Stored items from a collection
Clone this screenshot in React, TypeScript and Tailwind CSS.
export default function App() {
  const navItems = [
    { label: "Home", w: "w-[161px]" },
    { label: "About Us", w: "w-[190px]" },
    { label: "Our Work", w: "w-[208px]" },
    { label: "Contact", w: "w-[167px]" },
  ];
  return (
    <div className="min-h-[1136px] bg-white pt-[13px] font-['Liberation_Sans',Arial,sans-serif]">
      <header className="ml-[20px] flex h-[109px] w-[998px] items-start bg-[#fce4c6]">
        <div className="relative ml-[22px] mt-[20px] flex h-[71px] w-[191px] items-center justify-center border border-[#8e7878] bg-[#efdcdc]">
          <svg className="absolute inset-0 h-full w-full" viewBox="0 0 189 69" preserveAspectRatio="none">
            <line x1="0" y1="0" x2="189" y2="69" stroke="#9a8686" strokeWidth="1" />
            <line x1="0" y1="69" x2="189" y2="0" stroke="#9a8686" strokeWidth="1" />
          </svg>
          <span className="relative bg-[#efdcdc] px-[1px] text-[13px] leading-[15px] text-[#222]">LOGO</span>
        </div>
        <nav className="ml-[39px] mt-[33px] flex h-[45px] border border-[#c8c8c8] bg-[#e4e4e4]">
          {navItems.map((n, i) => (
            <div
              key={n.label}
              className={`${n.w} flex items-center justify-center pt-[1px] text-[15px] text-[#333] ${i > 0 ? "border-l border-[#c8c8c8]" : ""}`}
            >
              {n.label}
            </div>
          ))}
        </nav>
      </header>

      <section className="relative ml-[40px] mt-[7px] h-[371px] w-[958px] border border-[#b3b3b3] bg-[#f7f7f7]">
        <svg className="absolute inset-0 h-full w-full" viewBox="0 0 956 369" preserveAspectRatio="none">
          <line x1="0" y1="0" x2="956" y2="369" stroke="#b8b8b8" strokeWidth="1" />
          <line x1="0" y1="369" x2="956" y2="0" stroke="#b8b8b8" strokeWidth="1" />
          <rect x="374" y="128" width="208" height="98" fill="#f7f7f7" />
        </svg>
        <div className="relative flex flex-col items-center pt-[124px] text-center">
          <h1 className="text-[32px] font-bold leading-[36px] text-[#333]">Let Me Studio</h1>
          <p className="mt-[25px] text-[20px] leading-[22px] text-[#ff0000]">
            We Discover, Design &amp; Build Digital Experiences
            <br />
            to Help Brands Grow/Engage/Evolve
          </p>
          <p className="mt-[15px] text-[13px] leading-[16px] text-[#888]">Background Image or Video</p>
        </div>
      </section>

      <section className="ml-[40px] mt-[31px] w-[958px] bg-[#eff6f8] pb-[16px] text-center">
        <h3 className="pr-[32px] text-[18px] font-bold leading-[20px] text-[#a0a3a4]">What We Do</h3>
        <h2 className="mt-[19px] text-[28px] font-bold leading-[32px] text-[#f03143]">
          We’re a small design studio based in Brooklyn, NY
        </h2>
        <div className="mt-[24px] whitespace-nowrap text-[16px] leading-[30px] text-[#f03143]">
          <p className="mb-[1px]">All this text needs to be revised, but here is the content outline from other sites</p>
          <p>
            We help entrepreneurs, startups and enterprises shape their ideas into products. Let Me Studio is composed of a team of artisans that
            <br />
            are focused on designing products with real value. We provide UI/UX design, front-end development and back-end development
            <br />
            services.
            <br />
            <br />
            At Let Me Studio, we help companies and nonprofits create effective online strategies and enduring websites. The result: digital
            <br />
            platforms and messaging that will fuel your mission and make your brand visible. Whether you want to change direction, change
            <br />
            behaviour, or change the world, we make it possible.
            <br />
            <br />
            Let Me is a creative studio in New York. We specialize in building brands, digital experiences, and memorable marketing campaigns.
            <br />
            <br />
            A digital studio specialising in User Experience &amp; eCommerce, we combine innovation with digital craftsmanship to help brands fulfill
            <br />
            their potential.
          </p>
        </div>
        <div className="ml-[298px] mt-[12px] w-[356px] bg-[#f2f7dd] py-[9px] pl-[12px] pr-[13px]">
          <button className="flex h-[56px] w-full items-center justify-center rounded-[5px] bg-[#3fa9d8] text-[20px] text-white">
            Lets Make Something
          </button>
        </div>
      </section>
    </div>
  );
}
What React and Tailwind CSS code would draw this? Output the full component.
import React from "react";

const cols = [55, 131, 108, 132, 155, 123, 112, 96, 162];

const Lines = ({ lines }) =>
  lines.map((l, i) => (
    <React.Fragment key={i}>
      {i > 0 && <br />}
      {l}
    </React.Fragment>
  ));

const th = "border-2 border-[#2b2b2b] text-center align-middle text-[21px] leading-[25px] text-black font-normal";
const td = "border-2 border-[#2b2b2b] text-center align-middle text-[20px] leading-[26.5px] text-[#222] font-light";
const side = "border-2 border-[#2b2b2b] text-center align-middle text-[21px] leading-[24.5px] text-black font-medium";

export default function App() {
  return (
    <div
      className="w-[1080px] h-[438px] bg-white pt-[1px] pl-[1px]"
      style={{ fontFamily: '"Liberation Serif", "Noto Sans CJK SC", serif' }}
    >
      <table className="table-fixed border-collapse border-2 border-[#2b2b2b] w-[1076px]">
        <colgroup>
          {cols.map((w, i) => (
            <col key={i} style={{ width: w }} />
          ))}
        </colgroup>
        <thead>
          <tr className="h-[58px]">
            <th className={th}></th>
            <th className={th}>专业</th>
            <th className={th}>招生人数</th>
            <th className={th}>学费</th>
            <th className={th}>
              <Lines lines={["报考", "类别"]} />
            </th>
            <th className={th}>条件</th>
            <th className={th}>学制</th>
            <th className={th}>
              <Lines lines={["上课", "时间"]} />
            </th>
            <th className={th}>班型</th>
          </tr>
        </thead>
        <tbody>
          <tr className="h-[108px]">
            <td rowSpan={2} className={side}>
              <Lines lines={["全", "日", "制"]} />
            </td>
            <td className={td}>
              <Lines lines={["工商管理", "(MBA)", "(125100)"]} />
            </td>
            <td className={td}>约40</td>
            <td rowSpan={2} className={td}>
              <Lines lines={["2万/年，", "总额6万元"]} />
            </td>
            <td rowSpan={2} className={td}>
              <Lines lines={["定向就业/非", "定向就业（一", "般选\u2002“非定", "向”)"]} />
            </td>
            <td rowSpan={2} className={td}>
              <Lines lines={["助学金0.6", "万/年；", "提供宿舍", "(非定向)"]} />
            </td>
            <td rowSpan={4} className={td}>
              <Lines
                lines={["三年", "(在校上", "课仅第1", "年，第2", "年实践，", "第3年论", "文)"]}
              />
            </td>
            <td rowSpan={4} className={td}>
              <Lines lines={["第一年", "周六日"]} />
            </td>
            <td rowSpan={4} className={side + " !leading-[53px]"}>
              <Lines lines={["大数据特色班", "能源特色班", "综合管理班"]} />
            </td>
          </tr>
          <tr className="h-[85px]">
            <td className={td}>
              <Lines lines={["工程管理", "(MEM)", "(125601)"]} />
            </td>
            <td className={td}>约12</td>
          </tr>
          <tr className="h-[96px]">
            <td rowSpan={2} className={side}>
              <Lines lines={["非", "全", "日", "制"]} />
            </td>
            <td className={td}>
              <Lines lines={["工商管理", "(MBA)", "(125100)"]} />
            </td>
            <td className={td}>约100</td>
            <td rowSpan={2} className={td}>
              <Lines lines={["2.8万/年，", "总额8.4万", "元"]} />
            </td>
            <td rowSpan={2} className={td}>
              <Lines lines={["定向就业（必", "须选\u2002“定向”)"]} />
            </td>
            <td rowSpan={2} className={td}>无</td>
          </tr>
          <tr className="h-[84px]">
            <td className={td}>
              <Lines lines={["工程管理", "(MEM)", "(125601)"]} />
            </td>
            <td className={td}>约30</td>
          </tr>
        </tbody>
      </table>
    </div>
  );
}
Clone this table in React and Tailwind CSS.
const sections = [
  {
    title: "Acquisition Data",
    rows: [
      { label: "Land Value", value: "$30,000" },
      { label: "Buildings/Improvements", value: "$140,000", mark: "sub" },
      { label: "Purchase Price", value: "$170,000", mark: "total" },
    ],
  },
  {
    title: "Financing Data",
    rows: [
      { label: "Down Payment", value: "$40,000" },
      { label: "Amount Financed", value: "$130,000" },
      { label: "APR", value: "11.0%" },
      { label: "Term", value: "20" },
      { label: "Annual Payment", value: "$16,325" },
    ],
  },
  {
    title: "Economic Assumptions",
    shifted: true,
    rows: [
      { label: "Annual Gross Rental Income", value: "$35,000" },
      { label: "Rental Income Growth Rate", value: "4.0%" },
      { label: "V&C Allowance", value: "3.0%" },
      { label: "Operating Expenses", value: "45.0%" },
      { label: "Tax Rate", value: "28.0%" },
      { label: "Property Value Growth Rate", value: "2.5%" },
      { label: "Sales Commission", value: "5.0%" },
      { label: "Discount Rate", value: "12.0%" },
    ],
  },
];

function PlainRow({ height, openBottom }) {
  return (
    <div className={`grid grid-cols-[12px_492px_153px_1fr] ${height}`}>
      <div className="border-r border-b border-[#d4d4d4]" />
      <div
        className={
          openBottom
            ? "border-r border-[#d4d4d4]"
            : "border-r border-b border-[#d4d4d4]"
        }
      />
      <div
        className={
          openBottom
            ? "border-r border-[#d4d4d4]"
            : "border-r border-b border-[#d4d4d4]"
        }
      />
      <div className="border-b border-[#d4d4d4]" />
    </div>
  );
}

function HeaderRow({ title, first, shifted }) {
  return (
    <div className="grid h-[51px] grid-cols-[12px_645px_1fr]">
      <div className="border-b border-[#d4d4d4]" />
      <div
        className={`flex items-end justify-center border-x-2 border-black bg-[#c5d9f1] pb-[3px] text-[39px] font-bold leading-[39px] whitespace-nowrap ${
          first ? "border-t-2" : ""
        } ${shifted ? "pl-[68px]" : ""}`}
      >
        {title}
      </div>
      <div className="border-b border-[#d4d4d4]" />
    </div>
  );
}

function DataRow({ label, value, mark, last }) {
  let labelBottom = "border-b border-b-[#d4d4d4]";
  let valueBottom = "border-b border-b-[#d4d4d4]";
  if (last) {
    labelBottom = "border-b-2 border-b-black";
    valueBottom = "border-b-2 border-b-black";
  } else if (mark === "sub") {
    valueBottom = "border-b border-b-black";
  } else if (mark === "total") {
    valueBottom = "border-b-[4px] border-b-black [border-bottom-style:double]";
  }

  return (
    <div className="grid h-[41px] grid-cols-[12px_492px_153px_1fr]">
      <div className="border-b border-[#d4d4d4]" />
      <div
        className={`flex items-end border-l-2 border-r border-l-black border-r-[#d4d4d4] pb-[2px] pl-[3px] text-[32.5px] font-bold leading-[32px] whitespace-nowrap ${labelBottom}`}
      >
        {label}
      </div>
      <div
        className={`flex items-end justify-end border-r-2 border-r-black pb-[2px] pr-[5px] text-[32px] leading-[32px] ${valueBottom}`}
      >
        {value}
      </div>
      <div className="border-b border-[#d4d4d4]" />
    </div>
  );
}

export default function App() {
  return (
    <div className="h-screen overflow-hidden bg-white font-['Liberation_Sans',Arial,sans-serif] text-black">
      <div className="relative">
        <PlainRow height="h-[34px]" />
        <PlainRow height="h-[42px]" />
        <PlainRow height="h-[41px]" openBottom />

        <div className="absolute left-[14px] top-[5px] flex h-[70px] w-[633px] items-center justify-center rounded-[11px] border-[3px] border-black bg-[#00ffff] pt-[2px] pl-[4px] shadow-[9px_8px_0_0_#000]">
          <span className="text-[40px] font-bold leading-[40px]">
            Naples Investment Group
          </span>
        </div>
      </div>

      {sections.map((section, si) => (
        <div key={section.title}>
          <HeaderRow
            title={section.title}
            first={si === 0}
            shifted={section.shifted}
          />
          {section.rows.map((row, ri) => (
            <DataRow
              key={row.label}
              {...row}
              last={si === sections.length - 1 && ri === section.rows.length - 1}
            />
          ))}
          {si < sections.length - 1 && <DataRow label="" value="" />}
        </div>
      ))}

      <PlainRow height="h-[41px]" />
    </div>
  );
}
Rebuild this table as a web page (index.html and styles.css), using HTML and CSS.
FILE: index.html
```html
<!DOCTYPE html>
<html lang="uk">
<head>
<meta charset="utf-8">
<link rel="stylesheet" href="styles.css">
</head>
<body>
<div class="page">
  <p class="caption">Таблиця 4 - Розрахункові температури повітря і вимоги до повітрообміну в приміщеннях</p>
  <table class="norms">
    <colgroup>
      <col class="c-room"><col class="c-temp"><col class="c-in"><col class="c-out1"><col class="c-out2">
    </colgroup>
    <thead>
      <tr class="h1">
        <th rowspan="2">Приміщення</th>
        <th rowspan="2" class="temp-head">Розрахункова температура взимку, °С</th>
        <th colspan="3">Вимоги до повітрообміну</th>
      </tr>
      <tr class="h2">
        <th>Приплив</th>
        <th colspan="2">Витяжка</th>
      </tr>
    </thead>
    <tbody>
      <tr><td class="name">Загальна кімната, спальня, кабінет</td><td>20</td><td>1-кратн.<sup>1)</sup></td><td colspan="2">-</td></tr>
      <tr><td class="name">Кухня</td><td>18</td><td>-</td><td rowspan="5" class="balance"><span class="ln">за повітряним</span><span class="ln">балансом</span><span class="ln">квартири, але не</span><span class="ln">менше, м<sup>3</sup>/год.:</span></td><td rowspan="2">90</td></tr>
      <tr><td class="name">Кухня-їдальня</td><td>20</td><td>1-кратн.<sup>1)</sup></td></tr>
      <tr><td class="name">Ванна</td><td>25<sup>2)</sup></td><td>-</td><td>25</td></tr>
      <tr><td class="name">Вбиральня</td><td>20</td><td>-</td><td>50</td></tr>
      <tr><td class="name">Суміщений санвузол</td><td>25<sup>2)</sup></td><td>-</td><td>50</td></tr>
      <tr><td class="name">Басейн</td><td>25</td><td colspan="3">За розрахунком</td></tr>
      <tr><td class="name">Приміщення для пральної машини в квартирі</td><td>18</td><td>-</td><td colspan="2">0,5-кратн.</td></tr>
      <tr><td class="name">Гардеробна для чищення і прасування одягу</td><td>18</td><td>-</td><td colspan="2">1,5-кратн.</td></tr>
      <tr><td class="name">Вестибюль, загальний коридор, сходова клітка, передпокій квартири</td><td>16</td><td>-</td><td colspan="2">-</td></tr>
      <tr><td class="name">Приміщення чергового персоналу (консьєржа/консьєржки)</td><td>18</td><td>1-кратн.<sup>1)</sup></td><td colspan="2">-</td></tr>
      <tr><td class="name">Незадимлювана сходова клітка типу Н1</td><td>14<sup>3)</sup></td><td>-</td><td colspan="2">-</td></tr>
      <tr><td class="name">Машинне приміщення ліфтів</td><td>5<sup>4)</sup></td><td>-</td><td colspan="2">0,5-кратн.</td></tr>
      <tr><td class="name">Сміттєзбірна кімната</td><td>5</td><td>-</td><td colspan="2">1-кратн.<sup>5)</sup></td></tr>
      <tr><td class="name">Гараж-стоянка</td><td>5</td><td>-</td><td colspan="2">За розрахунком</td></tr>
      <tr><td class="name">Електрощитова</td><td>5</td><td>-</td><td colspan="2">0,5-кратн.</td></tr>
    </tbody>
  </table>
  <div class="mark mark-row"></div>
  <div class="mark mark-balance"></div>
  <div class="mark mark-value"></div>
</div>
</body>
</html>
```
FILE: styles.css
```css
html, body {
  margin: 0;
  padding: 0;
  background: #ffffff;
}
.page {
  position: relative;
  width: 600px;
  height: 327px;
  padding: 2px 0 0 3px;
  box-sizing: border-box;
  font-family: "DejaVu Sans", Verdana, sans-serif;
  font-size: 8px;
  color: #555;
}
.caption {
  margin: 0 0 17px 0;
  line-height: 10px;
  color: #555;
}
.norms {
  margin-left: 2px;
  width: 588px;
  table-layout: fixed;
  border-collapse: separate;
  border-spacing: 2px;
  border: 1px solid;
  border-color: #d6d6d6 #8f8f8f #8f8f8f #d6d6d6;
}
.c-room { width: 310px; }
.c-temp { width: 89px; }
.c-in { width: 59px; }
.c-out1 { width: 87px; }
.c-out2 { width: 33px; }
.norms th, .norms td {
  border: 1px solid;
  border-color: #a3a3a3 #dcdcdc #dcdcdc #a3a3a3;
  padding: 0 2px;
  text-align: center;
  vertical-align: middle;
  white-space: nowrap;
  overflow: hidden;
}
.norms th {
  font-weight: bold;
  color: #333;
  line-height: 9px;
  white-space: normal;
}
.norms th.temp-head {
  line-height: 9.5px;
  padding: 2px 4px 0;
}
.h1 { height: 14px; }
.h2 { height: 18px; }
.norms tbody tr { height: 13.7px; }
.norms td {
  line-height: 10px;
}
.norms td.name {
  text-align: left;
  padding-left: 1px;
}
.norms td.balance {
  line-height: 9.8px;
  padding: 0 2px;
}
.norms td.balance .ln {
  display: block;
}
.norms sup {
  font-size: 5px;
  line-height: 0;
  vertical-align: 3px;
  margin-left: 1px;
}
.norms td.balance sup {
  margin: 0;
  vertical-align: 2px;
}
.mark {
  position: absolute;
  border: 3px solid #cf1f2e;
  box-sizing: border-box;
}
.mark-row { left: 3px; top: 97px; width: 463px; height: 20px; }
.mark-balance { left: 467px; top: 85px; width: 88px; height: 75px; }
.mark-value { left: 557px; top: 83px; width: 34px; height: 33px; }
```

Request ->
In the listing above, locate the line containing "What React and" and the line containing "align-middle text-[21px] leading-[24.5px]". Transcribe those two lines and everything between them, exactly as written.

Correct result ->
What React and Tailwind CSS code would draw this? Output the full component.
import React from "react";

const cols = [55, 131, 108, 132, 155, 123, 112, 96, 162];

const Lines = ({ lines }) =>
  lines.map((l, i) => (
    <React.Fragment key={i}>
      {i > 0 && <br />}
      {l}
    </React.Fragment>
  ));

const th = "border-2 border-[#2b2b2b] text-center align-middle text-[21px] leading-[25px] text-black font-normal";
const td = "border-2 border-[#2b2b2b] text-center align-middle text-[20px] leading-[26.5px] text-[#222] font-light";
const side = "border-2 border-[#2b2b2b] text-center align-middle text-[21px] leading-[24.5px] text-black font-medium";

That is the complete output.